BRIEF DESCRIPTION OF THE DRAWING

FIG. 1 (prior art) is a simplified schematic view of an FCC unit of the prior art, with all riser cracking, and a transfer line from the riser reactor to the main column.

FIG. 2 is a simplified schematic view of an FCC unit of the invention, with an inverted fractionator.

DETAILED DESCRIPTION

The present invention can be better understood by reviewing it in conjunction with the conventional way of operating an all riser cracking FCC unit. FIG. 1 illustrates a fluid catalytic cracking system of the prior art. It is a simplified version of FIG. 1 of U.S. Pat. No. 4,421,636, which is incorporated herein by reference.

A heavy feed, typically a gas oil boiling range material, is charged via line 2 to the lower end of a riser cracking FCC reactor 4. Hot regenerated catalyst is added via conduit 5 to the riser. Preferably, some atomizing steam is added, by means not shown, to the base of the riser, usually with the feed. With heavier feeds, e.g., a resid, 2-10 wt. % steam may be used. A hydrocarbon-catalyst mixture rises as a generally dilute phase through riser 4. Cracked products and coked catalyst are discharged from the riser.
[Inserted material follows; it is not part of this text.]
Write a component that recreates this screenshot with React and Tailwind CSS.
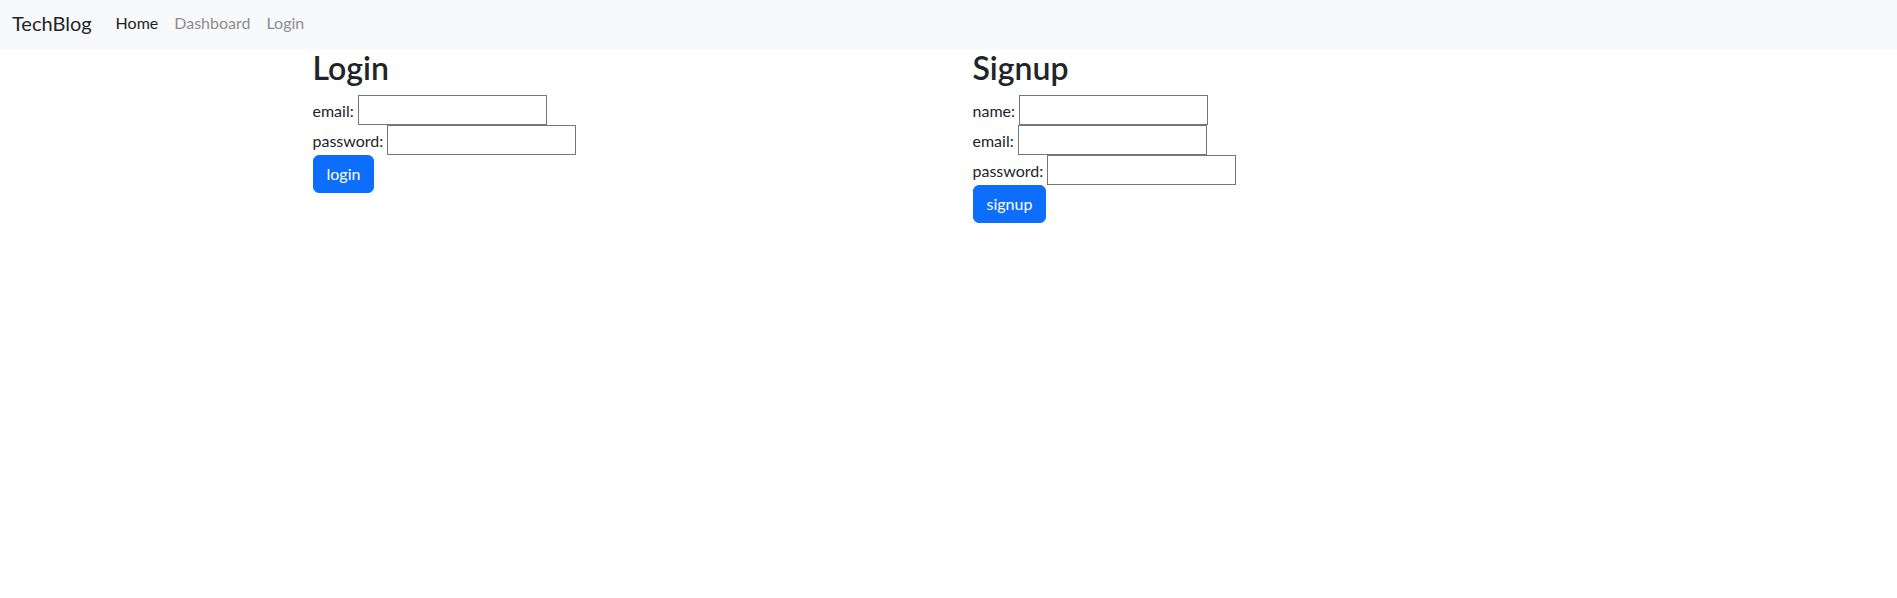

Cracked products pass through two stages of cyclone separation shown generally as 9 in the Figure.

The riser 4 top temperature, which is usually close to the temperature in conduit 11, ranges between about 480 to 615 C. (900 and 1150 F.), and preferably between about 538 and 595 C. (1000 and 1050 F.). The riser top temperature is usually controlled by adjusting the catalyst to oil ratio in riser 4 or by varying feed preheat.

Cracked products are removed from the FCC reactor via transfer line 11 and charged to the base of the main column 30. In some refineries, this column would be called the Syncrude column, because the catalytic cracking process has created a material with a broad boiling range, something like a synthetic crude oil. The main column 30 recovers various product fractions, from a heavy material such as main column bottoms, withdrawn via line 35 to normally gaseous materials, such as the vapor stream removed overhead via line 31 from the top of the column. Intermediate fractions include a heavy cycle oil fraction in line 34, a light cycle oil in line 33, and a heavy naphtha fraction in line 32.

Cyclones 9 separate most of the catalyst from the cracked products and discharges this catalyst down via diplegs to a stripping zone 13 located in a lower portion of the FCC reactor. Stripping steam is added via line 41 to recover adsorbed and/or entrained hydrocarbons from catalyst. Stripped catalyst is removed via line 7 and charged to a high efficiency regenerator 6. A relatively short riser-mixer section 11 is used t o mix spent catalyst from line 7 with hot, regenerated catalyst from line 15 and combustion air added via line 25. The riser mixer discharges into coke combustor 17. Regenerated catalyst is discharged from an upper portion of the dilute phase transport riser above the coke combustor. Hot regenerated catalyst collects as a dense phase fluidized bed, and some of it is recycled via line 15 to the riser mixer, while some is recycled via line 5 to crack the fresh feed in the riser reactor 4. Several stages of cyclone separation are used to separate flue gas, removed via line 10.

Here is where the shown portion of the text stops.